Futebol de refugiadas no Maracanã debate violência contra as mulheres
Futebol de refugiadas no Maracanã debate violência contra as mulheres
SÃO PAULO, 03 de dezembro de 2015 (ACNUR)– Há mulheres que têm medo de jogar futebol, porque os homens dizem que elas não podem, mas nós temos que lutar para poder fazer qualquer coisa que eles fazem". O desabafo de Naomi, refugiada congolesa que vive no Rio de Janeiro, foi feito nada menos do que no gramado do Estádio do Maracanã, no dia 1º de dezembro. Ela e outras 15 mulheres refugiadas e solicitantes de refúgio haviam acabado de disputar uma partida atrás de um dos gols do grande templo do futebol brasileiro, no marco da campanha 16 Dias de Ativismo Pelo Fim da Violência Contra as Mulheres, que vai até o próximo dia 10.
A atividade foi um dos pontos altos do Futebol das Nações, projeto realizado pela Cáritas Arquidiocesana do Rio de Janeiro e pelo Complexo Maracanã, com apoio do Alto Comissariado das Nações Unidas para Refugiados (ACNUR). Desde julho, refugiados do sexo masculino vinham se reunindo semanalmente no estádio para, por meio do futebol, discutir temas como discriminação, racismo, violência e igualdade de gênero.
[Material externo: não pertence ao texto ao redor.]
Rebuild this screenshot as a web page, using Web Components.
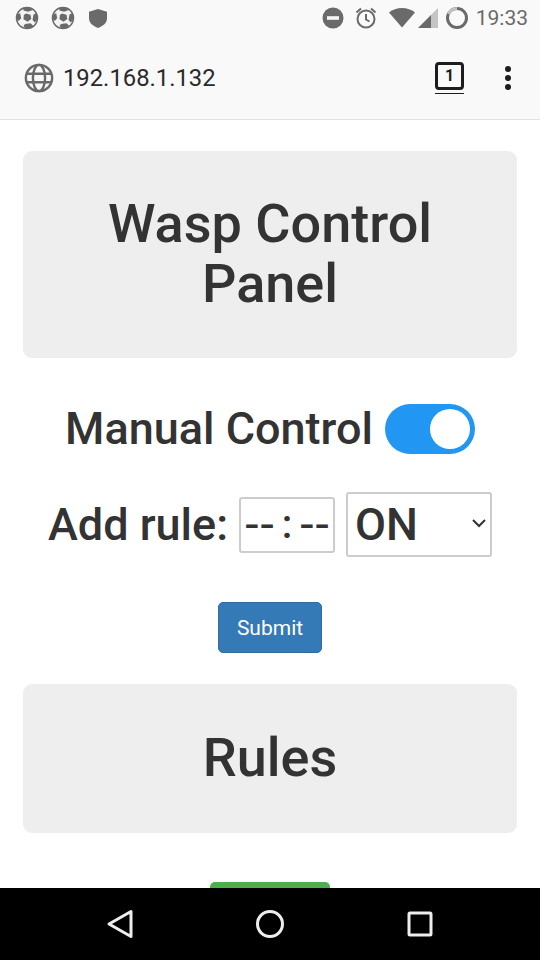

Desta vez, porém, foram elas que pisaram em campo.
Para uma mulher congolesa como Naomi, poder ocupar um espaço tradicionalmente masculino e praticar um esporte que, em seu país, ainda permanece restrito aos homens é uma vitória de goleada. Mas a partida entre refugiadas representou mais do que uma simples chance de jogar bola no Maracanã. Foi também uma oportunidade para falar sobre violência, como propõem a campanha dos 16 Dias e o próprio Futebol das Nações, que usa a metodologia do Futebol3, desenvolvida pela ONG streetfootballworld, a fim de debater algumas questões que vão muito além das quatro linhas. Com regras criadas pelos próprios participantes, as partidas se tornam um pouco diferentes.
Na terça-feira, ficou combinado que o gol valeria dois pontos caso as refugiadas que balançassem as redes relatassem situações em que haviam se sentido atacadas ou perseguidas pelo simples fato de serem mulheres. Apenas dois homens participaram do jogo e ambos foram escalados como goleiros. A ideia era que eles se sentissem um pouco na posição de quem é atacado continuamente.
Conforme os gols saíam, foram surgindo os relatos de violência. Duas mulheres contaram que se sentiam atacadas quando tinham privado seu direito de sair para trabalhar. Outra relatou o mesmo sentimento por ser obrigada a ficar "trancada em casa" e uma última revelou ter se sentido ofendida quando foi chamada de "macaca" ao atravessar uma rua no Rio de Janeiro, trazendo à discussão a violência do racismo, que atinge muitas mulheres refugiadas.
"Ninguém gosta de sofrer uma violência, né? A mulher é um ser humano como outro qualquer", disse Nancy, também congolesa. "A mulher não é feita para ficar em casa e cuidar dos filhos. Ela deve ter a oportunidade de trabalhar e ser alguém na sociedade".
No final, cansadas de tanto correr e de dar risadas, as participantes se sentaram no gramado para conversar, reforçando a proposta da atividade de criar um espaço plural de compartilhamento de experiências, como explicou a mediadora Helena Chermont, advogada da Cáritas RJ.
"Percebi que algumas das experiências de violência sofridas pelas refugiadas diferem um pouco da maioria dos relatos de mulheres brasileiras, mas esse espaço de discussão e reflexão gera um sentimento de empoderamento em todas as mulheres, independentemente das experiências de cada uma e de elas serem mulheres negras ou brancas, refugiadas ou brasileiras".